Published January 13, 2015
Several minor earthquakes gave some Texas and Oklahoma residents an early Halloween scare, but no injuries or damage were reported.
A 2.5-magnitude quake at 11:25 p.m. Thursday near Grand Prairie started a series of other small earthquakes in that Dallas suburb, followed by a 3.0-magnitude quake at 12:01 a.m. Friday in nearby Irving, according to the U.S. Geological Survey.
Irving police received 911 calls from about 25 people saying they had felt the quakes, but there were no reports of injuries or damage, Officer David Tull said Friday morning.
A 3.1 quake was reported about 11:30 a.m. Thursday near McCloud, Okla., some 180 miles north of the Dallas area, with no reports of injuries or damage, according to the USGS.
Although researchers are not sure if a fault line runs along that area, they consider the earthquakes in the two states to be separate events because they occurred so far apart in distance and time, said USGS geophysicist Jessica Sigala.

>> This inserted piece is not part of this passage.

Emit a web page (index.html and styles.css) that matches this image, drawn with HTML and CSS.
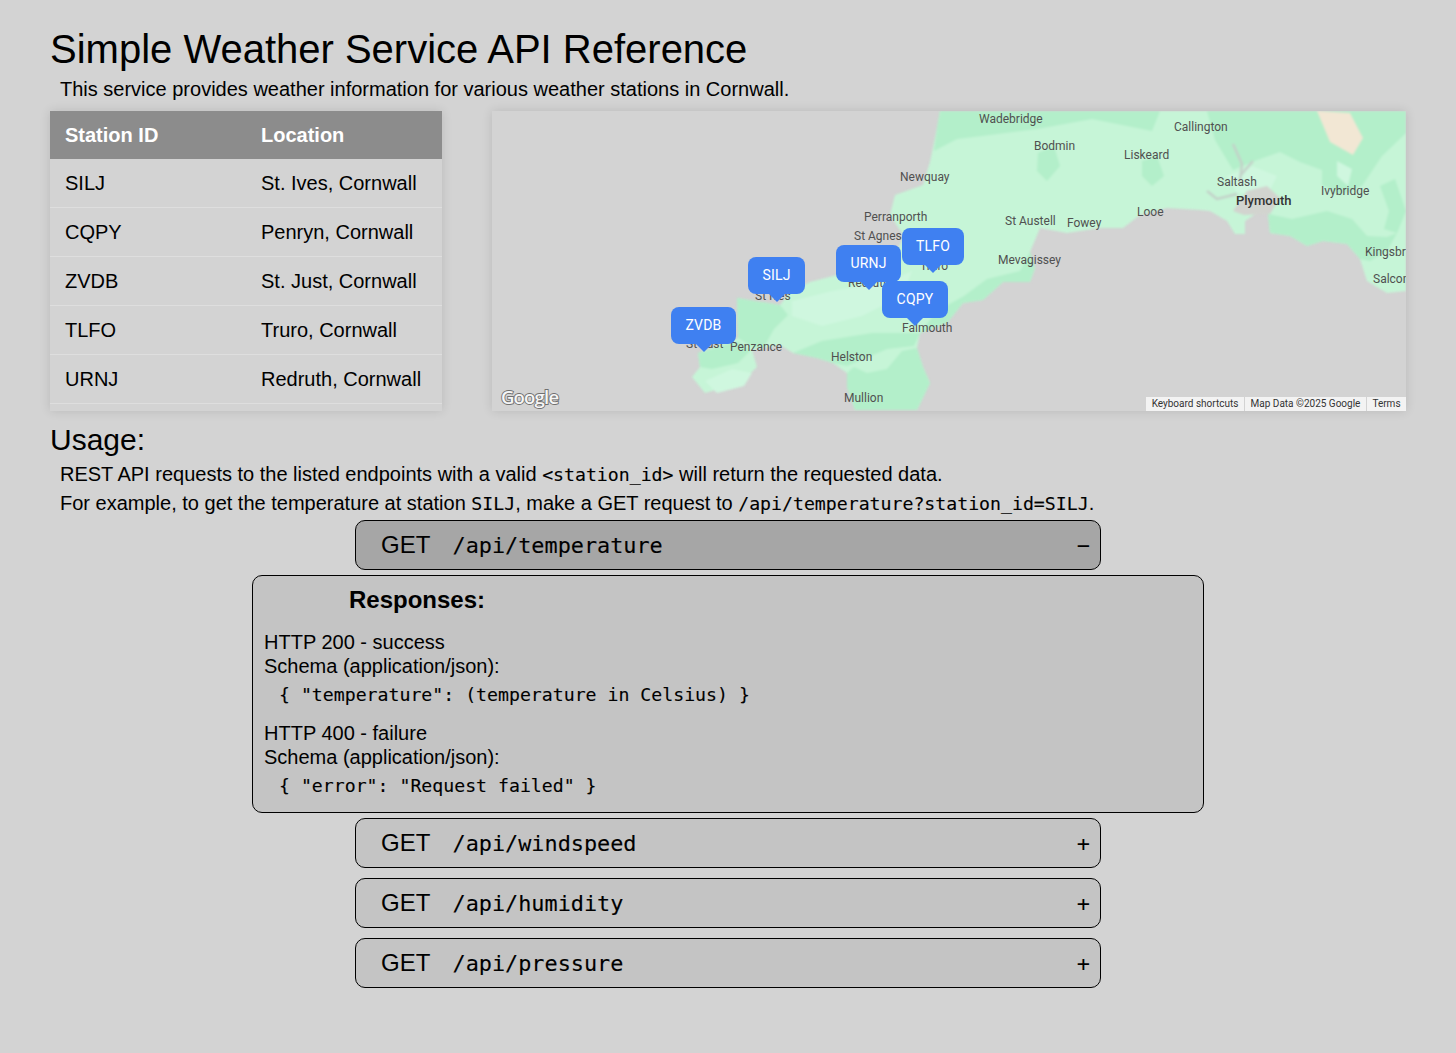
FILE: index.html
```html
<!DOCTYPE html>
<html lang="en">
<head>
  <meta charset="UTF-8" />
  <meta name="viewport" content="width=device-width, initial-scale=1" />
  <title>Simple Weather Service API Reference</title>
  <link rel="stylesheet" href="styles.css">
</head>
<body>

  <h1>Simple Weather Service API Reference</h1>
  <p class="intro">This service provides weather information for various weather stations in Cornwall.</p>

  <div class="top">
    <div class="stations">
      <table>
        <thead>
          <tr><th>Station ID</th><th>Location</th></tr>
        </thead>
        <tbody>
          <tr><td>SILJ</td><td>St. Ives, Cornwall</td></tr>
          <tr><td>CQPY</td><td>Penryn, Cornwall</td></tr>
          <tr><td>ZVDB</td><td>St. Just, Cornwall</td></tr>
          <tr><td>TLFO</td><td>Truro, Cornwall</td></tr>
          <tr><td>URNJ</td><td>Redruth, Cornwall</td></tr>
        </tbody>
      </table>
    </div>

    <div class="map">
      <!-- viewBox is the map box itself, 914x300 -->
      <svg class="map-svg" viewBox="0 0 914 300" width="914" height="300">
        <g class="terrain">
          <path class="land" d="M448 0L445 17L438 51L431 74L403 84L398 104L412 125L400 150L345 164L318 171L298 181L288 194L245 187L246 227L206 242L208 256L200 266L213 282L248 272L265 256L260 239L288 234L301 242L325 247L341 252L355 262L355 276L363 299L425 299L438 272L431 256L425 237L428 222L455 212L471 192L491 189L511 171L538 171L543 157L538 141L548 117L575 122L608 117L631 117L648 104L675 97L708 99L718 100L735 110L743 123L753 123L753 110L765 102L776 103L778 122L798 125L815 135L831 130L855 133L868 148L875 170L895 182L914 180L914 0Z"/>
          <path class="land-dark" d="M245 187L288 194L296 204L282 218L272 236L262 237L246 227Z"/>
          <path class="land-dark" d="M206 242L246 230L258 240L246 252L220 258L208 256Z"/>
          <path class="land-dark" d="M355 262L362 256L375 262L395 258L410 240L425 237L431 256L438 272L425 299L363 299L355 276Z"/>
          <path class="land-dark" d="M301 242L330 230L380 222L428 222L422 235L395 238L355 255L341 252L325 247Z"/>
          <path class="land-dark" d="M428 222L455 212L471 192L491 189L511 171L538 171L543 157L538 141L528 160L495 168L472 185L445 200Z"/>
          <path class="land-dark" d="M448 0L445 17L442 40L465 28L490 25L545 18L600 8L660 20L668 0Z"/>
          <path class="land-dark" d="M715 0L914 0L914 22L890 45L870 75L848 84L830 74L830 59L808 51L788 41L765 49L741 59L723 29Z"/>
          <path class="land-dark" d="M888 75L903 68L914 100L905 122L892 118L897 100Z"/>
          <path class="land-dark" d="M776 103L800 108L835 100L860 108L875 125L895 126L905 122L895 140L878 150L868 148L855 133L831 130L815 135L798 125L778 122Z"/>
          <path class="land-dark" d="M546 42L562 35L568 55L555 70L545 60Z"/>
          <path class="land-dark" d="M650 50L665 45L672 65L660 75L650 65Z"/>
          <path class="land-light" d="M300 190L340 180L398 170L420 160L410 185L370 205L330 215L300 205Z"/>
          <path class="land-light" d="M213 270L240 258L260 262L252 275L225 282Z"/>
          <path class="land-light" d="M735 65L760 55L785 65L775 85L745 82Z"/>
          <path class="land-light" d="M845 50L860 58L856 75L845 65Z"/>
          <path class="land-sand" d="M825 0L858 2L871 27L861 44L838 31Z"/>
          <path class="land-urban" d="M741 100L755 80L775 75L788 87L778 103L752 104Z"/>
          <path class="river" d="M741 33L750 53L748 70M761 50L748 65M715 80L725 88L745 83"/>
        </g>

        <text class="place" x="487" y="12">Wadebridge</text>
        <text class="place" x="542" y="39">Bodmin</text>
        <text class="place" x="682" y="20">Callington</text>
        <text class="place" x="632" y="48">Liskeard</text>
        <text class="place" x="408" y="70">Newquay</text>
        <text class="place" x="725" y="75">Saltash</text>
        <text class="place place-big" x="744" y="94">Plymouth</text>
        <text class="place" x="829" y="84">Ivybridge</text>
        <text class="place" x="372" y="110">Perranporth</text>
        <text class="place" x="362" y="129">St Agnes</text>
        <text class="place" x="513" y="114">St Austell</text>
        <text class="place" x="575" y="116">Fowey</text>
        <text class="place" x="645" y="105">Looe</text>
        <text class="place" x="506" y="153">Mevagissey</text>
        <text class="place" x="873" y="145">Kingsbridge</text>
        <text class="place" x="881" y="172">Salcombe</text>
        <text class="place" x="428" y="159">Truro</text>
        <text class="place" x="356" y="176">Redruth</text>
        <text class="place" x="263" y="189">St Ives</text>
        <text class="place" x="194" y="237">St Just</text>
        <text class="place" x="238" y="240">Penzance</text>
        <text class="place" x="410" y="221">Falmouth</text>
        <text class="place" x="339" y="250">Helston</text>
        <text class="place" x="352" y="291">Mullion</text>
        <text class="google" x="9" y="293">Google</text>
      </svg>

      <div class="pin pin-silj">SILJ</div>
      <div class="pin pin-urnj">URNJ</div>
      <div class="pin pin-tlfo">TLFO</div>
      <div class="pin pin-cqpy">CQPY</div>
      <div class="pin pin-zvdb">ZVDB</div>

      <div class="attribution">
        <span class="attr-item attr-keys">Keyboard shortcuts</span>
        <span class="attr-item attr-data">Map Data ©2025 Google</span>
        <span class="attr-item attr-terms">Terms</span>
      </div>
    </div>
  </div>

  <h2>Usage:</h2>
  <p class="usage">REST API requests to the listed endpoints with a valid <code>&lt;station_id&gt;</code> will return the requested data.</p>
  <p class="usage">For example, to get the temperature at station <code>SILJ</code>, make a GET request to <code>/api/temperature?station_id=SILJ</code>.</p>

  <div class="endpoints">
    <div class="endpoint endpoint-open">
      <span class="method">GET</span>
      <code class="path">/api/temperature</code>
      <span class="toggle">−</span>
    </div>

    <div class="responses">
      <h3>Responses:</h3>
      <div class="response">
        <div>HTTP 200 - success</div>
        <div>Schema (application/json):</div>
        <code class="schema">{ "temperature": (temperature in Celsius) }</code>
      </div>
      <div class="response">
        <div>HTTP 400 - failure</div>
        <div>Schema (application/json):</div>
        <code class="schema">{ "error": "Request failed" }</code>
      </div>
    </div>

    <div class="endpoint">
      <span class="method">GET</span>
      <code class="path">/api/windspeed</code>
      <span class="toggle">+</span>
    </div>
    <div class="endpoint">
      <span class="method">GET</span>
      <code class="path">/api/humidity</code>
      <span class="toggle">+</span>
    </div>
    <div class="endpoint">
      <span class="method">GET</span>
      <code class="path">/api/pressure</code>
      <span class="toggle">+</span>
    </div>
  </div>

</body>
</html>
```

FILE: styles.css
```css
body {
  margin: 0;
  padding: 26px 50px 0;
  background-color: #d3d3d3;
  color: #000;
  font-family: "Liberation Sans", Arial, sans-serif;
  font-size: 20px;
}

h1 {
  margin: 0;
  font-size: 40px;
  line-height: 46px;
  font-weight: normal;
}

.intro {
  margin: 6px 0 10px;
  padding-left: 10px;
  line-height: 23px;
}

code {
  font-family: "DejaVu Sans Mono", monospace;
  font-size: 18.2px;
  -webkit-text-stroke: 0.12px #000;
}

/* table + map */
.top {
  display: flex;
  gap: 50px;
  height: 300px;
}

.stations {
  width: 392px;
  box-shadow: 0 0 10px rgba(0, 0, 0, 0.12);
}

table {
  width: 100%;
  border-collapse: collapse;
  table-layout: fixed;
}

th, td {
  padding: 0 15px;
  text-align: left;
}

th:first-child, td:first-child {
  width: 166px;
}

th {
  height: 48px;
  background-color: #8c8c8c;
  color: #fff;
}

td {
  height: 48px;
  border-bottom: 1px solid #dedede;
}

.map {
  position: relative;
  width: 914px;
  height: 300px;
  overflow: hidden;
  box-shadow: 0 0 10px rgba(0, 0, 0, 0.12);
}

.map-svg {
  display: block;
}

.terrain {
  filter: blur(1px);
}

.land { fill: #c6f5d7; }
.land-dark { fill: #b3efca; }
.land-light { fill: #cff7df; }
.land-sand { fill: #f2e7d4; }
.land-urban { fill: #d2d4cf; }

.river {
  fill: none;
  stroke: #c3d2c9;
  stroke-width: 2.5px;
}

.place {
  font-family: Roboto, sans-serif;
  font-size: 12px;
  fill: #505050;
}

.place-big {
  font-size: 13px;
  font-weight: 500;
  fill: #333;
}

.google {
  font-family: "Open Sans", sans-serif;
  font-size: 18.5px;
  font-weight: 600;
  letter-spacing: -0.8px;
  fill: #f6f6f6;
  stroke: #707070;
  stroke-width: 1.8px;
  paint-order: stroke;
}

.pin {
  position: absolute;
  height: 37px;
  line-height: 37px;
  border-radius: 8px;
  background-color: #3f80f1;
  color: #fff;
  font-family: Roboto, sans-serif;
  font-size: 14px;
  letter-spacing: 0.2px;
  text-align: center;
}

.pin::after {
  content: "";
  position: absolute;
  top: 100%;
  left: 50%;
  margin-left: -8px;
  border-left: 8px solid transparent;
  border-right: 8px solid transparent;
  border-top: 8px solid #3f80f1;
}

.pin-silj { left: 256px; top: 146px; width: 57px; }
.pin-urnj { left: 344px; top: 134px; width: 65px; }
.pin-tlfo { left: 410px; top: 117px; width: 62px; }
.pin-cqpy { left: 390px; top: 170px; width: 66px; }
.pin-zvdb { left: 179px; top: 196px; width: 65px; }

.attribution {
  position: absolute;
  right: 0;
  bottom: 0;
  display: flex;
  gap: 1px;
  height: 14px;
  font-family: Roboto, sans-serif;
  font-size: 10px;
  line-height: 14px;
  color: #333;
}

.attr-item {
  background-color: #f3f3f3;
  text-align: center;
}

.attr-keys { width: 98px; }
.attr-data { width: 121px; }
.attr-terms { width: 39px; }

/* usage text */
h2 {
  margin: 12px 0 3px;
  font-size: 30px;
  line-height: 34px;
  font-weight: normal;
}

.usage {
  margin: 0;
  padding-left: 10px;
  line-height: 29px;
}

/* endpoints */
.endpoints {
  display: flex;
  flex-direction: column;
  align-items: center;
  margin-top: 2px;
}

.endpoint {
  display: flex;
  align-items: center;
  box-sizing: border-box;
  width: 746px;
  height: 50px;
  margin-bottom: 10px;
  padding: 0 10px 0 25px;
  border: 1px solid #000;
  border-radius: 10px;
  background-color: #c4c4c4;
}

.method {
  width: 71.5px;
  font-size: 24px;
}

.path {
  flex: 1;
  font-size: 21.84px;
}

.toggle {
  font-family: "DejaVu Sans Mono", monospace;
  font-size: 22px;
}

.endpoint-open {
  margin-bottom: 5px;
  background-color: #a6a6a6;
}

.responses {
  box-sizing: border-box;
  width: 952px;
  height: 238px;
  margin-bottom: 5px;
  padding: 0 11px;
  border: 1px solid #000;
  border-radius: 10px;
  background-color: #c4c4c4;
  line-height: 24px;
}

.responses h3 {
  margin: 10px 0 16px 85px;
  font-size: 24px;
  line-height: 28px;
}

.response {
  margin-bottom: 9px;
}

.schema {
  display: block;
  padding-left: 15px;
  line-height: 34px;
}
```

"Texas sees earthquakes every once in awhile, so it's very new to us even," Sigala said. "We hope we'll figure out exactly where and why this happened. East of the Rocky Mountains, fault lines are hard to distinguish because earthquakes don't happen as often."
The U.S. Geological Survey has been able to determine fault lines — such as the San Andreas Fault in California, the most quake-prone state in the continental U.S. — usually after earthquakes occur, Sigala said.
Although Texas is better known for its hurricanes and tornados, some earthquakes have shaken the state since the late 1800s, according to the U.S. Geological Survey.
The most recent quake in Texas was in April, shaking a city south of San Antonio with a 3.7 magnitude.
Seven minor earthquakes were recorded in Amarillo in 2000, and another minor one hit that Panhandle city in 2002.